Stated task: Omit images. Retype all entries verbatim.

Record extracts:
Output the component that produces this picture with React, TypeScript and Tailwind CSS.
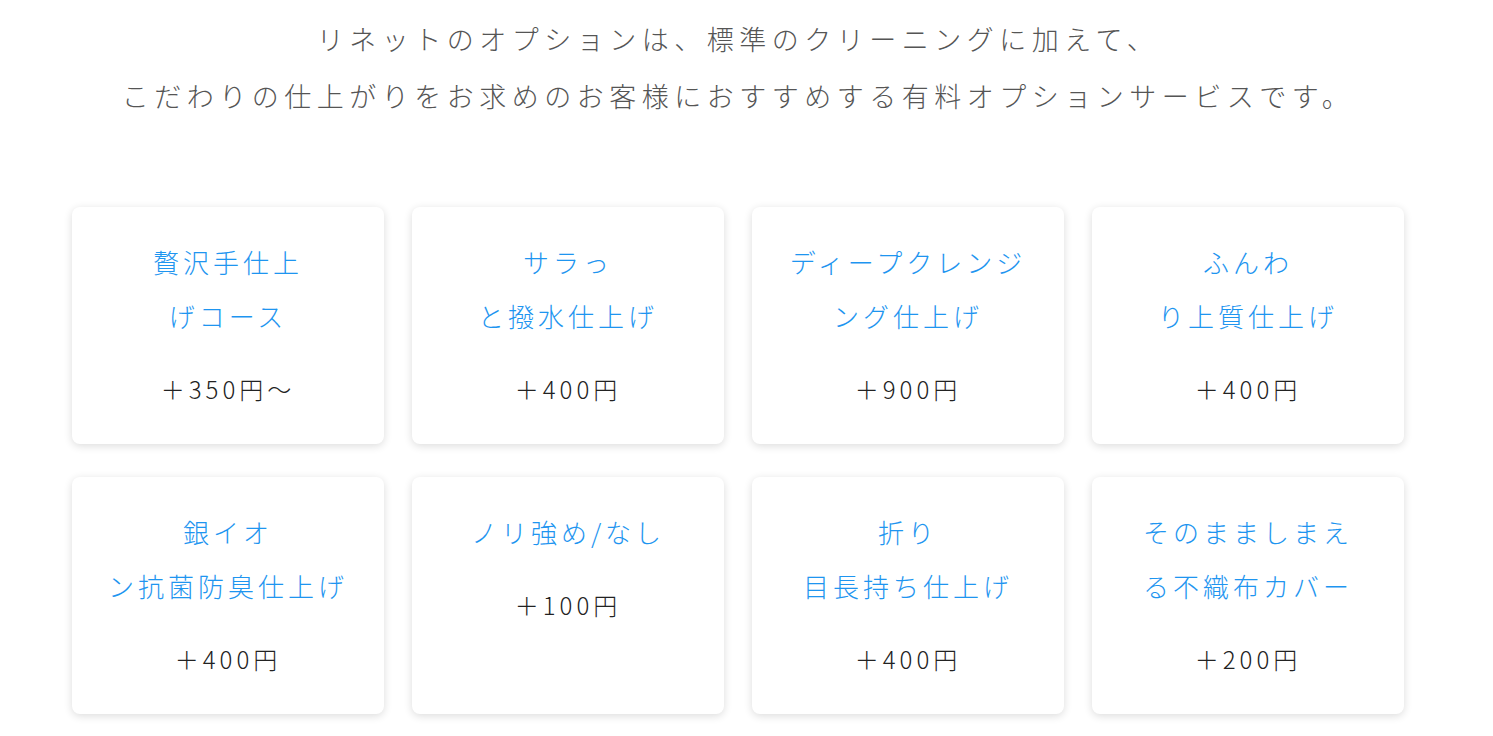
import React from "react";

type Option = {
  lines: string[];
  price: string;
};

const options: Option[] = [
  { lines: ["贅沢手仕上", "げコース"], price: "＋350円〜" },
  { lines: ["サラっ", "と撥水仕上げ"], price: "＋400円" },
  { lines: ["ディープクレンジ", "ング仕上げ"], price: "＋900円" },
  { lines: ["ふんわ", "り上質仕上げ"], price: "＋400円" },
  { lines: ["銀イオ", "ン抗菌防臭仕上げ"], price: "＋400円" },
  { lines: ["ノリ強め/なし"], price: "＋100円" },
  { lines: ["折り", "目長持ち仕上げ"], price: "＋400円" },
  { lines: ["そのまましまえ", "る不織布カバー"], price: "＋200円" },
];

const OptionCard = ({ option }: { option: Option }) => {
  return (
    <div className="bg-white rounded-lg shadow-[0_2px_8px_rgba(0,0,0,0.14)] pt-[28px] pb-[37px] flex flex-col items-center text-center">
      <p className="text-[26px] font-light leading-[54px] tracking-[4px] text-[#1e95f0]">
        {option.lines.map((line, i) => (
          <span key={i} className="block">
            {line}
          </span>
        ))}
      </p>
      <p className="mt-[28px] text-[24px] font-light leading-[36px] tracking-[4px] text-[#222222]">
        {option.price}
      </p>
    </div>
  );
};

export default function App() {
  return (
    <div
      className="min-h-screen bg-white"
      style={{ fontFamily: '"Noto Sans CJK JP", "Noto Sans", sans-serif' }}
    >
      <div className="w-[1332px] ml-[72px] pt-[10px]">
        <p className="text-center text-[27px] font-light leading-[57px] tracking-[5.5px] text-[#555555]">
          リネットのオプションは、標準のクリーニングに加えて、
          <br />
          こだわりの仕上がりをお求めのお客様におすすめする有料オプションサービスです。
        </p>
        <div className="grid grid-cols-4 gap-x-[28px] gap-y-[33px] mt-[83px]">
          {options.map((option, i) => (
            <OptionCard key={i} option={option} />
          ))}
        </div>
      </div>
    </div>
  );
}
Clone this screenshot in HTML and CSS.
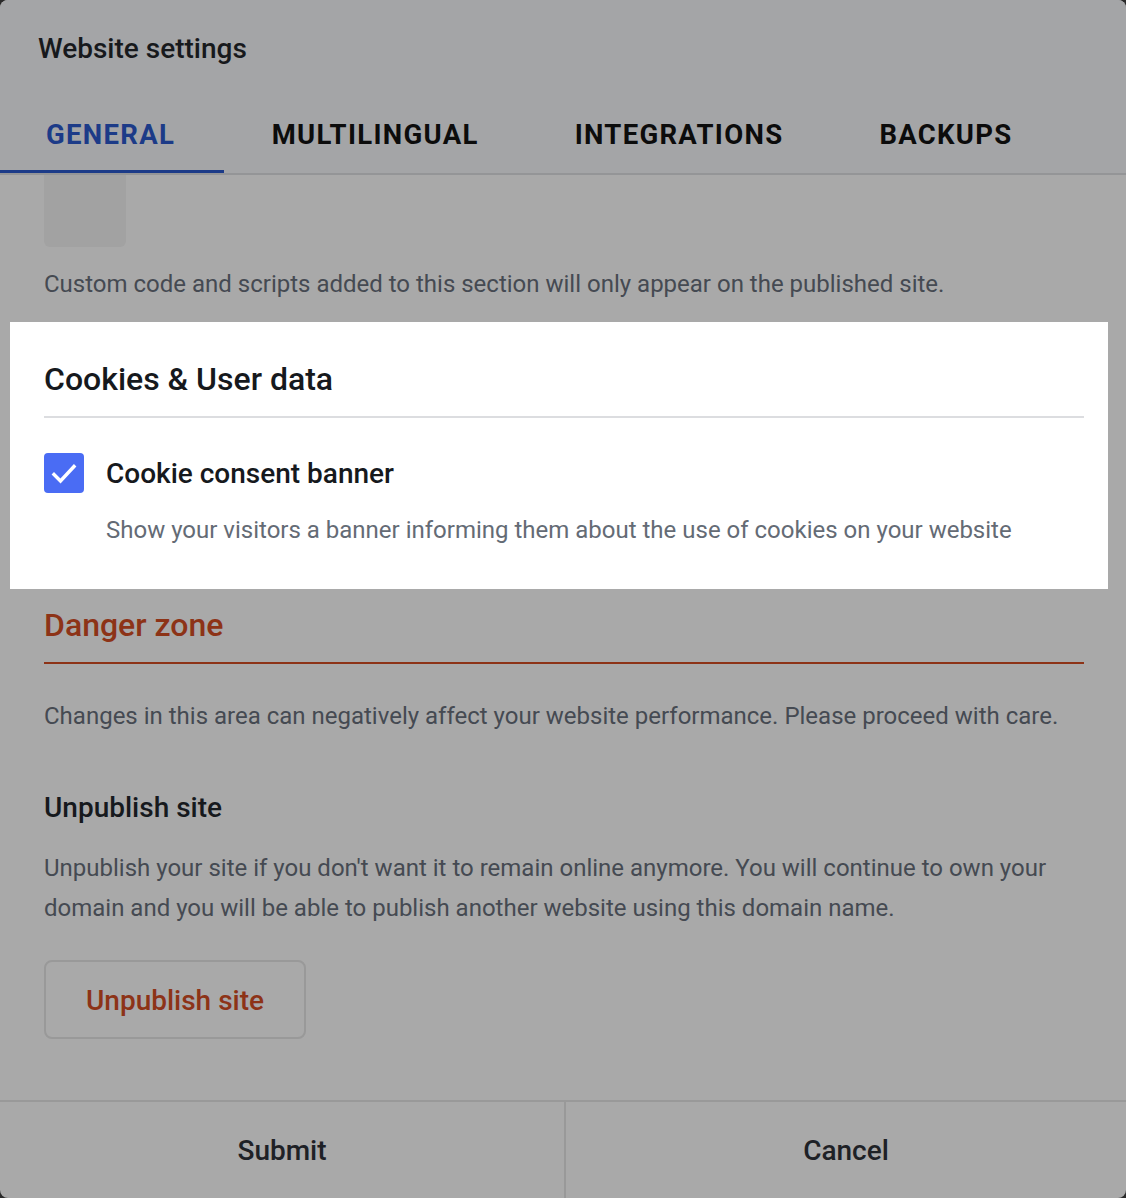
FILE: index.html
```html
<!DOCTYPE html>
<html lang="en">
<head>
<meta charset="utf-8">
<title>Website settings</title>
<link rel="stylesheet" href="styles.css">
</head>
<body>
<div class="modal">
  <header class="modal-header">
    <h1 class="modal-title">Website settings</h1>
  </header>
  <nav class="tabs">
    <a class="tab tab-active">GENERAL</a>
    <a class="tab">MULTILINGUAL</a>
    <a class="tab">INTEGRATIONS</a>
    <a class="tab">BACKUPS</a>
  </nav>
  <main class="content">
    <div class="editor-stub"></div>
    <p class="hint">Custom code and scripts added to this section will only appear on the published site.</p>

    <section class="cookies">
      <h2 class="cookies-title">Cookies &amp; User data</h2>
      <div class="check-row">
        <span class="checkbox">
          <svg width="40" height="40" viewBox="0 0 40 40" fill="none"><path d="M10 21.5l6.5 6.5 13.5-14.5" stroke="#fff" stroke-width="3.4" stroke-linecap="square"/></svg>
        </span>
        <span class="check-label">Cookie consent banner</span>
      </div>
      <p class="check-desc">Show your visitors a banner informing them about the use of cookies on your website</p>
    </section>

    <section class="danger">
      <h2 class="danger-title">Danger zone</h2>
      <p class="danger-text">Changes in this area can negatively affect your website performance. Please proceed with care.</p>
      <h3 class="sub-title">Unpublish site</h3>
      <p class="sub-text">Unpublish your site if you don't want it to remain online anymore. You will continue to own your domain and you will be able to publish another website using this domain name.</p>
      <button class="btn-outline">Unpublish site</button>
    </section>
  </main>
  <footer class="footer">
    <button class="footer-btn footer-btn-left">Submit</button>
    <button class="footer-btn footer-btn-right">Cancel</button>
  </footer>
</div>
</body>
</html>
```

FILE: styles.css
```css
* { box-sizing: border-box; }
html, body { margin: 0; padding: 0; }
body {
  background: #2a2a2a;
  font-family: Roboto, "Liberation Sans", sans-serif;
  width: 1126px;
  height: 1198px;
  overflow: hidden;
}
.modal {
  width: 1126px;
  height: 1198px;
  background: #a9a9a9;
  border-radius: 8px;
  overflow: hidden;
  display: flex;
  flex-direction: column;
}
.modal-header {
  background: #a4a5a7;
  padding: 33px 38px 0;
  height: 96px;
}
.modal-title {
  margin: 0;
  font-size: 28px;
  line-height: 32px;
  font-weight: 500;
  color: #17191c;
}
.tabs {
  background: #a4a5a7;
  display: flex;
  border-bottom: 2px solid #949597;
}
.tab {
  padding: 24px 48px 20px 48px;
  line-height: 30px;
  font-size: 27.5px;
  font-weight: 700;
  letter-spacing: 1.3px;
  color: #0c0c0c;
  border-bottom: 3px solid transparent;
}
.tab-active {
  padding-left: 46px;
  padding-right: 48.5px;
  color: #1c3b88;
  border-bottom-color: #1c3b88;
}
.content {
  flex: 1;
  padding: 0 42px 0 44px;
}
.editor-stub {
  width: 82px;
  height: 72px;
  background: #a2a2a2;
  border-radius: 0 0 6px 6px;
}
.hint {
  margin: 21px 0 0;
  font-size: 24px;
  line-height: 32px;
  color: #454a52;
}
.cookies {
  margin: 22px -24px 0 -34px;
  padding: 39px 24px 43px 34px;
  background: #ffffff;
}
.cookies-title {
  margin: 0;
  font-size: 32px;
  line-height: 36px;
  font-weight: 500;
  color: #16191d;
  padding-bottom: 19px;
  border-bottom: 2px solid #dcdde0;
}
.check-row {
  margin-top: 35px;
  display: flex;
  align-items: flex-start;
  gap: 22px;
}
.checkbox {
  width: 40px;
  height: 40px;
  border-radius: 4px;
  background: #4a6cf4;
  display: flex;
}
.check-label {
  font-size: 28px;
  font-weight: 500;
  line-height: 42px;
  color: #16191d;
}
.check-desc {
  margin: 19px 0 0 62px;
  font-size: 24px;
  line-height: 32px;
  color: #646b75;
}
.danger-title {
  margin: 18px 0 0;
  font-size: 32px;
  line-height: 36px;
  font-weight: 500;
  color: #8d3317;
  padding-bottom: 19px;
  border-bottom: 2px solid #8d3317;
}
.danger-text {
  margin: 36px 0 0;
  font-size: 24px;
  line-height: 32px;
  color: #454a52;
}
.sub-title {
  margin: 59px 0 0;
  font-size: 28px;
  line-height: 34px;
  font-weight: 500;
  color: #16191d;
}
.sub-text {
  margin: 23px 0 0;
  font-size: 24px;
  line-height: 40px;
  color: #454a52;
}
.btn-outline {
  margin-top: 32px;
  width: 262px;
  height: 79px;
  background: transparent;
  border: 2px solid #999999;
  border-radius: 8px;
  font-family: inherit;
  font-size: 28px;
  font-weight: 500;
  color: #8d3317;
  padding: 2px 0 0;
}
.footer {
  display: flex;
  height: 98px;
  border-top: 2px solid #999999;
}
.footer-btn {
  background: transparent;
  border: 0;
  font-family: inherit;
  font-size: 28px;
  font-weight: 500;
  color: #1e2126;
  padding: 0;
}
.footer-btn-left {
  flex: 0 0 564px;
}
.footer-btn-right {
  flex: 1;
  border-left: 2px solid #999999;
}
```
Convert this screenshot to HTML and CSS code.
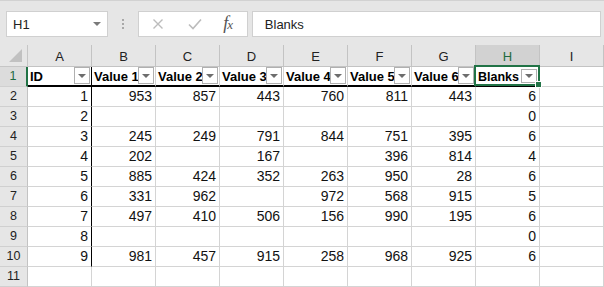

Right answer:
Output the component that produces this picture with React, TypeScript and Tailwind CSS.
import React from "react";

type Option = {
  lines: string[];
  price: string;
};

const options: Option[] = [
  { lines: ["贅沢手仕上", "げコース"], price: "＋350円〜" },
  { lines: ["サラっ", "と撥水仕上げ"], price: "＋400円" },
  { lines: ["ディープクレンジ", "ング仕上げ"], price: "＋900円" },
  { lines: ["ふんわ", "り上質仕上げ"], price: "＋400円" },
  { lines: ["銀イオ", "ン抗菌防臭仕上げ"], price: "＋400円" },
  { lines: ["ノリ強め/なし"], price: "＋100円" },
  { lines: ["折り", "目長持ち仕上げ"], price: "＋400円" },
  { lines: ["そのまましまえ", "る不織布カバー"], price: "＋200円" },
];

const OptionCard = ({ option }: { option: Option }) => {
  return (
    <div className="bg-white rounded-lg shadow-[0_2px_8px_rgba(0,0,0,0.14)] pt-[28px] pb-[37px] flex flex-col items-center text-center">
      <p className="text-[26px] font-light leading-[54px] tracking-[4px] text-[#1e95f0]">
        {option.lines.map((line, i) => (
          <span key={i} className="block">
            {line}
          </span>
        ))}
      </p>
      <p className="mt-[28px] text-[24px] font-light leading-[36px] tracking-[4px] text-[#222222]">
        {option.price}
      </p>
    </div>
  );
};

export default function App() {
  return (
    <div
      className="min-h-screen bg-white"
      style={{ fontFamily: '"Noto Sans CJK JP", "Noto Sans", sans-serif' }}
    >
      <div className="w-[1332px] ml-[72px] pt-[10px]">
        <p className="text-center text-[27px] font-light leading-[57px] tracking-[5.5px] text-[#555555]">
          リネットのオプションは、標準のクリーニングに加えて、
          <br />
          こだわりの仕上がりをお求めのお客様におすすめする有料オプションサービスです。
        </p>
        <div className="grid grid-cols-4 gap-x-[28px] gap-y-[33px] mt-[83px]">
          {options.map((option, i) => (
            <OptionCard key={i} option={option} />
          ))}
        </div>
      </div>
    </div>
  );
}
Clone this screenshot in HTML and CSS.
FILE: index.html
```html
<!DOCTYPE html>
<html lang="en">
<head>
<meta charset="utf-8">
<title>Website settings</title>
<link rel="stylesheet" href="styles.css">
</head>
<body>
<div class="modal">
  <header class="modal-header">
    <h1 class="modal-title">Website settings</h1>
  </header>
  <nav class="tabs">
    <a class="tab tab-active">GENERAL</a>
    <a class="tab">MULTILINGUAL</a>
    <a class="tab">INTEGRATIONS</a>
    <a class="tab">BACKUPS</a>
  </nav>
  <main class="content">
    <div class="editor-stub"></div>
    <p class="hint">Custom code and scripts added to this section will only appear on the published site.</p>

    <section class="cookies">
      <h2 class="cookies-title">Cookies &amp; User data</h2>
      <div class="check-row">
        <span class="checkbox">
          <svg width="40" height="40" viewBox="0 0 40 40" fill="none"><path d="M10 21.5l6.5 6.5 13.5-14.5" stroke="#fff" stroke-width="3.4" stroke-linecap="square"/></svg>
        </span>
        <span class="check-label">Cookie consent banner</span>
      </div>
      <p class="check-desc">Show your visitors a banner informing them about the use of cookies on your website</p>
    </section>

    <section class="danger">
      <h2 class="danger-title">Danger zone</h2>
      <p class="danger-text">Changes in this area can negatively affect your website performance. Please proceed with care.</p>
      <h3 class="sub-title">Unpublish site</h3>
      <p class="sub-text">Unpublish your site if you don't want it to remain online anymore. You will continue to own your domain and you will be able to publish another website using this domain name.</p>
      <button class="btn-outline">Unpublish site</button>
    </section>
  </main>
  <footer class="footer">
    <button class="footer-btn footer-btn-left">Submit</button>
    <button class="footer-btn footer-btn-right">Cancel</button>
  </footer>
</div>
</body>
</html>
```

FILE: styles.css
```css
* { box-sizing: border-box; }
html, body { margin: 0; padding: 0; }
body {
  background: #2a2a2a;
  font-family: Roboto, "Liberation Sans", sans-serif;
  width: 1126px;
  height: 1198px;
  overflow: hidden;
}
.modal {
  width: 1126px;
  height: 1198px;
  background: #a9a9a9;
  border-radius: 8px;
  overflow: hidden;
  display: flex;
  flex-direction: column;
}
.modal-header {
  background: #a4a5a7;
  padding: 33px 38px 0;
  height: 96px;
}
.modal-title {
  margin: 0;
  font-size: 28px;
  line-height: 32px;
  font-weight: 500;
  color: #17191c;
}
.tabs {
  background: #a4a5a7;
  display: flex;
  border-bottom: 2px solid #949597;
}
.tab {
  padding: 24px 48px 20px 48px;
  line-height: 30px;
  font-size: 27.5px;
  font-weight: 700;
  letter-spacing: 1.3px;
  color: #0c0c0c;
  border-bottom: 3px solid transparent;
}
.tab-active {
  padding-left: 46px;
  padding-right: 48.5px;
  color: #1c3b88;
  border-bottom-color: #1c3b88;
}
.content {
  flex: 1;
  padding: 0 42px 0 44px;
}
.editor-stub {
  width: 82px;
  height: 72px;
  background: #a2a2a2;
  border-radius: 0 0 6px 6px;
}
.hint {
  margin: 21px 0 0;
  font-size: 24px;
  line-height: 32px;
  color: #454a52;
}
.cookies {
  margin: 22px -24px 0 -34px;
  padding: 39px 24px 43px 34px;
  background: #ffffff;
}
.cookies-title {
  margin: 0;
  font-size: 32px;
  line-height: 36px;
  font-weight: 500;
  color: #16191d;
  padding-bottom: 19px;
  border-bottom: 2px solid #dcdde0;
}
.check-row {
  margin-top: 35px;
  display: flex;
  align-items: flex-start;
  gap: 22px;
}
.checkbox {
  width: 40px;
  height: 40px;
  border-radius: 4px;
  background: #4a6cf4;
  display: flex;
}
.check-label {
  font-size: 28px;
  font-weight: 500;
  line-height: 42px;
  color: #16191d;
}
.check-desc {
  margin: 19px 0 0 62px;
  font-size: 24px;
  line-height: 32px;
  color: #646b75;
}
.danger-title {
  margin: 18px 0 0;
  font-size: 32px;
  line-height: 36px;
  font-weight: 500;
  color: #8d3317;
  padding-bottom: 19px;
  border-bottom: 2px solid #8d3317;
}
.danger-text {
  margin: 36px 0 0;
  font-size: 24px;
  line-height: 32px;
  color: #454a52;
}
.sub-title {
  margin: 59px 0 0;
  font-size: 28px;
  line-height: 34px;
  font-weight: 500;
  color: #16191d;
}
.sub-text {
  margin: 23px 0 0;
  font-size: 24px;
  line-height: 40px;
  color: #454a52;
}
.btn-outline {
  margin-top: 32px;
  width: 262px;
  height: 79px;
  background: transparent;
  border: 2px solid #999999;
  border-radius: 8px;
  font-family: inherit;
  font-size: 28px;
  font-weight: 500;
  color: #8d3317;
  padding: 2px 0 0;
}
.footer {
  display: flex;
  height: 98px;
  border-top: 2px solid #999999;
}
.footer-btn {
  background: transparent;
  border: 0;
  font-family: inherit;
  font-size: 28px;
  font-weight: 500;
  color: #1e2126;
  padding: 0;
}
.footer-btn-left {
  flex: 0 0 564px;
}
.footer-btn-right {
  flex: 1;
  border-left: 2px solid #999999;
}
```
Convert this screenshot to HTML and CSS code.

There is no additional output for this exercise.